Could the commons have prevented Trump (and others like him)?

Elsie
Commons Transition
Published in
5 min readJan 5, 2021

I know that this is possibly the most click-bait title one could think of, but hear me out, because that isn’t my intention — it’s something I’ve genuinely been thinking about these past few weeks watching the US election unfold (or crash, bang and then slowly and painfully crawl) — what does leadership look like in a commons-centred system?

Now don’t get me wrong, I know that there are already several million theories about the rise of Trump to power and there isn’t the space, nor is my knowledge of the intricacies of the commons advanced enough to go into the depth required here and now in this newsletter. More importantly, it’s essential to remember that Trump, and the rise in more explicit authoritarian leadership around the world these past years, cannot be disentangled from the powerful, three-headed systemic monster that is neoliberal capitalism, white supremacy and patriarchy; the existence of which lays claim to a great many of our collective global (and often personal) crises and the slaying of which is essential to the future of humanity. All that being said, I hope that you will humour me, and that perhaps my own musings will provide you with food for thought enough to come to your own conclusions.

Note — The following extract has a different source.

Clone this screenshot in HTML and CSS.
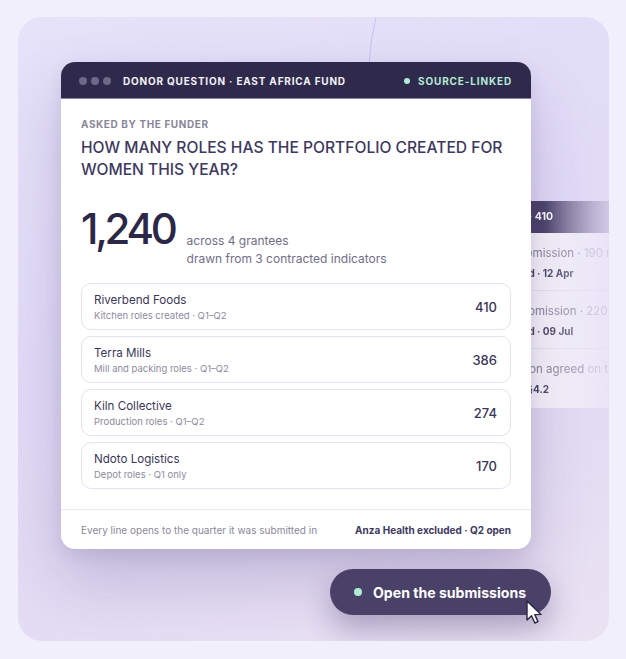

Charter for Democracy illustrations by Clismón.

Shortly after this question popped into my head I began to research and remembered Guerilla Translation’s English translation of the 2014 ‘Carta por la Democracia’, or ‘Charter for Democracy’ as a Commons Transition Special Report (accessible here). The Spanish-originated ‘Movement for Democracy’ from which the Charter is born is an intentionally unfinished and thorough text on what politics should be. “It proposes a politics for the people: squarely grounded in environmental realities and social justice, based on the Commons, defended from corporate interests and neo-liberal dictates.”

The Charter is recommended reading (if you can forgive the beautiful but incredibly white illustrations and still trust the integrity of the document), but, unsurprisingly, in itself doesn’t fully answer the question of whether the commons could have prevented a Trump presidency. What the Charter does do is spark the imagination and shows what is possible for governance with the commons and complimentary systems at the centre. Shortly after it was published many of the 200 individuals involved in writing the Charter went on to develop its premises within a municipal, commons-oriented context and newly formed democratic, bottom-up citizen coalitions were successfully elected in various cities in Spain, including Barcelona and Madrid. Today, the municipalist platforms coordinate among themselves to share resources and best practices, functioning as trans-local affinity networks. You can read more about them here and how they came to be in this excellent article by Stacco Troncoso and Ann Marie Utratel “Commons in the time of monsters: How P2P Politics can change the world, one city at a time from 2017.

The good news is that the municipalist coalitions in Spain are not alone; progressive cities exist worldwide, as well as well-practiced communities where fair and life-giving ways of organising have been passed down through generations, or developed as means of survival and resistance to the mainstream that marginalises them. These communities, towns, and cities are enabling the act of commoning; listening to each other’s voices and creating spaces for ordinary people to roll up their sleeves and manage those matters that concern them most directly — Ghent in Belgium, the Zapatistas in Mexico, Belo Horizonte in Brazil, Bologna and Naples in Italy, Amsterdam in Holland, the Autonomous Administration of North and East Syria (Rojava), Frome and Bristol in the UK, Cooperation Jackson in the USA, Valparaiso in Chile are a few examples (NB: I am always grateful for signposting to other examples, particularly from other continents not mentioned). Each community or locality shows what is beautiful about humanity — that there are so many possibilities, so many ways for us to organise ourselves and our resources and to care for one another, and there is so much potential in a world of plurality where those often localised, collectively designed and self-organised systems can co-exist together, equitably, in harmony.

Author David Bollier recognises the need for new forms and practices of commons at all levels — local, regional, national and global, that could lead to us governing ourselves in ways we could not have previously conceived of. Bollier also states a need for new types of federation among commoners and linkages between different tiers of commons, as well as trans-national commons to help align governance with ecological realities and serve as a force for reconciliation across political boundaries. Bollier argues that innovations in law, public policy, commons-based governance, social practice and culture would manifest a very different worldview than that which prevails in the established governance systems, particularly those of State and Market.

So I listen for those innovations and those systems, those stories of communities organising themselves in magical ways; I look to rural and farming communities; to countries and communities outside of the West where commoning is inherent in many cultures, I look to marginalised communities who have had to find alternative ways of existing, where the commons is resistance and survival; I look to the past (without rose-tinted glasses) to ways we once knew that are all but forgotten, and to the future for what is possible; to afrofuturism, to sci-fi, to unknown, modern philosophers. There are many ways of being together, but if we value freedom, equity and the regeneration and sustainability of the planet, a planet where we know better ways of working with narcissists than electing them; commoning should perhaps be at the heart of them.